I have for a while read a lot of comments on peoples relationships and often like to hear from the male point of view.
I know this is mainly a “mums page” however many men use these forums too.
my story is being happily married husband to my beautiful wife and three children. Like most relationships there’s been many hard times but also a lot of fun, happy moments that always makes me smile.
all three of my wife’s pregnancies had forms of depression/post natal but seemingly got worse Unfortunately after each child.
im doing my best to summaries as best I can as there’s a lot of parts I’m not comfortable writing (the relationship never had any abuse/violence) all seemed like a happy “normal” family.
sadly after my third child was born my wife suffered heavily with PND… to the point she left me and took the children with her. A period of time passed where I was unable to see them due to her accusing me of things (nothing proven or followed up) just excuses to leave.
anyway as times passed we communicate Amicably, we are sererated, not through my choice but sadly like alot of women she never seemed help so as the partner I’m left wondering what if and could we get back together again after the dust has settled.
many months have passed and I’m so scared to tell her how much I miss her and still love her, the children have been affected alot aswell but they’re all amazing and I’m so proud. I’m supportive, I see them now regularly which is my focus.
because they were taken from me I’m living daily so scared of I try speaking to her it’ll trigger her off and she will stop me seeing them.

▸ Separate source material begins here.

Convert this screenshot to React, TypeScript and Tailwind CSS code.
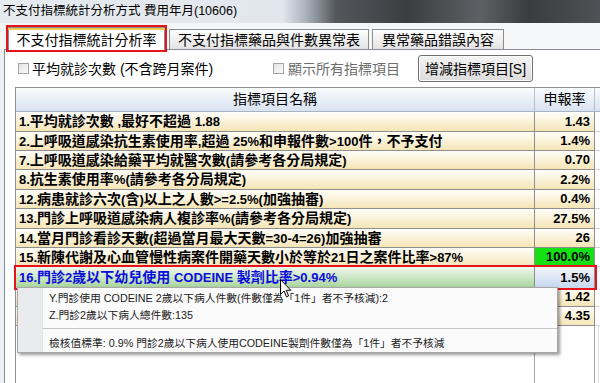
import React from 'react';

type Row = { name: string; value: string; h: number; kind?: 'green' | 'selected' };

const rows: Row[] = [
  { name: '1.平均就診次數 ,最好不超過 1.88', value: '1.43', h: 20 },
  { name: '2.上呼吸道感染抗生素使用率,超過 25%和申報件數>100件，不予支付', value: '1.4%', h: 19 },
  { name: '7.上呼吸道感染給藥平均就醫次數(請參考各分局規定)', value: '0.70', h: 19 },
  { name: '8.抗生素使用率%(請參考各分局規定)', value: '2.2%', h: 20 },
  { name: '12.病患就診六次(含)以上之人數>=2.5%(加強抽審)', value: '0.4%', h: 19 },
  { name: '13.門診上呼吸道感染病人複診率%(請參考各分局規定)', value: '27.5%', h: 20 },
  { name: '14.當月門診看診天數(超過當月最大天數=30-4=26)加強抽審', value: '26', h: 19 },
  { name: '15.新陳代謝及心血管慢性病案件開藥天數小於等於21日之案件比率>87%', value: '100.0%', h: 19, kind: 'green' },
  { name: '16.門診2歲以下幼兒使用 CODEINE 製劑比率>0.94%', value: '1.5%', h: 21, kind: 'selected' },
  { name: '', value: '1.42', h: 19 },
  { name: '', value: '4.35', h: 19 },
];

// CJK glyphs in the old grid are a touch wider than the latin ones
function Mixed({ text }: { text: string }) {
  const parts = text.split(/([\u3000-\u9fff\uff00-\uffef]+)/);
  return (
    <span className="whitespace-pre">
      {parts.map((p, i) => (i % 2 === 1 ? <span key={i} className="text-[14px]">{p}</span> : <span key={i}>{p}</span>))}
    </span>
  );
}

function Checkbox() {
  return <span className="w-[11px] h-[11px] border border-[#a4a4a4] bg-gradient-to-br from-[#e4e4e4] to-[#fbfbfb] shrink-0" />;
}

function Cursor() {
  return (
    <svg className="absolute left-[280px] top-[279px] z-30" width="12" height="19" viewBox="0 0 12 19">
      <path d="M0.5 0.5 L0.5 15.5 L4 12 L6.5 17.8 L8.6 16.9 L6.2 11.3 L10.8 11.3 Z" fill="#fff" stroke="#000" strokeWidth="1" />
    </svg>
  );
}

export default function App() {
  return (
    <div className="relative w-[600px] h-[383px] overflow-hidden flex flex-col bg-[#eef1f4] font-['Liberation_Sans','Noto_Sans_CJK_TC',sans-serif] text-black">
      {/* title bar */}
      <div className="h-[23px] shrink-0 pl-[3px] text-[12.5px] leading-[22px] bg-[linear-gradient(90deg,#e6ebf0_0%,#e2e7ed_47%,#a9b1ba_51%,#53575c_56%,#3b3d41_68%,#5d6064_80%,#3a3c3f_88%,#4e5155_100%)]">
        不支付指標統計分析方式 費用年月(10606)
      </div>

      {/* tabs */}
      <div className="h-[26px] shrink-0 flex items-end pl-[8px] bg-[#f4f6f8]">
        <div className="relative z-10 -mb-px w-[157px] h-[23px] bg-white border-x border-t border-[#898c95] outline-2 outline-[#e5141b] text-[14px] leading-[20px] text-center">
          <div className="h-[2px] bg-[#efc94a] mx-[-1px]" />
          不支付指標統計分析率
        </div>
        <div className="ml-[4px] w-[200px] h-[20px] border-x border-t border-[#8c8c8c] bg-gradient-to-b from-[#fdfdfd] to-[#e3e3e3] text-[14px] leading-[20px] text-center">
          不支付指標藥品與件數異常表
        </div>
        <div className="ml-[3px] w-[132px] h-[20px] border-x border-t border-[#8c8c8c] bg-gradient-to-b from-[#fdfdfd] to-[#e3e3e3] text-[14px] leading-[20px] text-center">
          異常藥品錯誤內容
        </div>
      </div>

      {/* panel */}
      <div className="flex-1 ml-[4px] flex flex-col border-t border-l border-[#898c95] bg-white min-h-0">
        <div className="h-[37px] shrink-0 flex items-center pl-[13px] text-[14px]">
          <div className="w-[255px] flex items-center gap-[3px]">
            <Checkbox />
            <span className="leading-[20px]">平均就診次數 (不含跨月案件)</span>
          </div>
          <div className="w-[145px] flex items-center gap-[4px] text-[#6d6d6d]">
            <Checkbox />
            <span className="leading-[20px]">顯示所有指標項目</span>
          </div>
          <button className="w-[115px] h-[27px] rounded-[3px] border border-[#707070] bg-gradient-to-b from-[#f4f4f4] to-[#dcdcdc] text-[14px] leading-[24px] shadow-[inset_0_0_0_1px_#fcfcfc]">
            增減指標項目[S]
          </button>
        </div>

        {/* table */}
        <div className="flex-1 ml-[10px] flex flex-col border-t border-l border-[#8f8f8f] min-h-0">
          <div className="h-[24px] shrink-0 flex border-b border-[#a8b4c4] bg-gradient-to-b from-[#fafcfe] to-[#d8e3f0] text-[14px] leading-[23px]">
            <div className="w-[519px] text-center border-r border-[#b4c0cf]">指標項目名稱</div>
            <div className="w-[60px] text-center border-r border-[#b4c0cf]">申報率</div>
            <div className="flex-1" />
          </div>

          {rows.map((r, i) => {
            const sel = r.kind === 'selected';
            return (
              <div key={i} className="flex shrink-0 text-[13px] font-bold leading-[18px]" style={{ height: r.h }}>
                <div className={`w-[579px] flex relative ${sel ? 'outline-2 outline-[#e5141b] z-10' : ''}`}>
                  <div
                    className={`w-[519px] pl-[3px] whitespace-nowrap overflow-hidden flex items-center border-r border-[#8f8f8f] ${
                      sel
                        ? 'bg-gradient-to-b from-[#f0f8ee] to-[#a6d39a] text-[#0c0cdc]'
                        : 'border-b bg-gradient-to-b from-[#fffefa] to-[#f5e5b6]'
                    }`}
                  >
                    <Mixed text={r.name} />
                  </div>
                  <div
                    className={`w-[60px] pr-[4px] flex items-center justify-end border-r border-[#8f8f8f] ${
                      sel
                        ? 'bg-gradient-to-b from-[#f3f6fb] to-[#c6d7ee]'
                        : r.kind === 'green'
                        ? 'border-b bg-[#14e014]'
                        : 'border-b bg-gradient-to-b from-[#fffefa] to-[#f5e5b6]'
                    }`}
                  >
                    {r.value}
                  </div>
                </div>
                <div className={`flex-1 bg-white ${sel ? '' : 'border-b border-[#d4d4d4]'}`} />
              </div>
            );
          })}

          <div className="flex-1 flex">
            <div className="w-[519px] border-r border-[#a8a8a8]" />
            <div className="w-[60px] border-r border-[#a8a8a8]" />
            <div className="w-[4px] border-r border-[#dcdcdc]" />
          </div>
        </div>
      </div>

      {/* hover popup */}
      <div className="absolute left-[17px] top-[287px] w-[541px] h-[66px] z-20 flex border border-[#a7a7a7] bg-[#fbfbfb] shadow-[2px_2px_3px_rgba(0,0,0,0.4)] text-[10.75px] text-[#1b1b1b]">
        <div className="w-[25px] shrink-0 bg-[#e9ebee] border-r border-[#e2e3e3]" />
        <div className="flex-1 flex flex-col pt-[2px]">
          <div className="pl-[6px] h-[17px] leading-[17px] whitespace-nowrap">Y.門診使用 CODEINE 2歲以下病人件數(件數僅為「1件」者不予核減):2</div>
          <div className="pl-[6px] h-[17px] leading-[17px] whitespace-nowrap">Z.門診2歲以下病人總件數:135</div>
          <div className="mt-[4px] h-px bg-[#c6c6c6]" />
          <div className="mt-[6px] pl-[6px] h-[17px] leading-[17px] whitespace-nowrap">檢核值標準: 0.9% 門診2歲以下病人使用CODEINE製劑件數僅為「1件」者不予核減</div>
        </div>
      </div>

      <Cursor />
    </div>
  );
}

She’s up and down with me, says where it’s like the old her, chatty, flirty and a pleasure to be around… other times like I don’t exist anymore and I get blanked.
as I say it’s been months since this separation happened and I only focus on the children, I work or I see them, atm I’m happy with that as they’re my life but I believe she has been adventurous with who she’s seeing most of the time when I have the children… I know it’s her choice, it’s her right to do whatever she wants and as we are seperated I can’t stop her… just would appreciate how on earth I either talk to her and at least air my feelings as a last ditch hope it’ll work out or how I mentally deal with the separation as I struggle daily, it’s the moments alone I find hard, I miss my children so much, I was and still am a very hands on parent and that part I wouldn’t change for the world.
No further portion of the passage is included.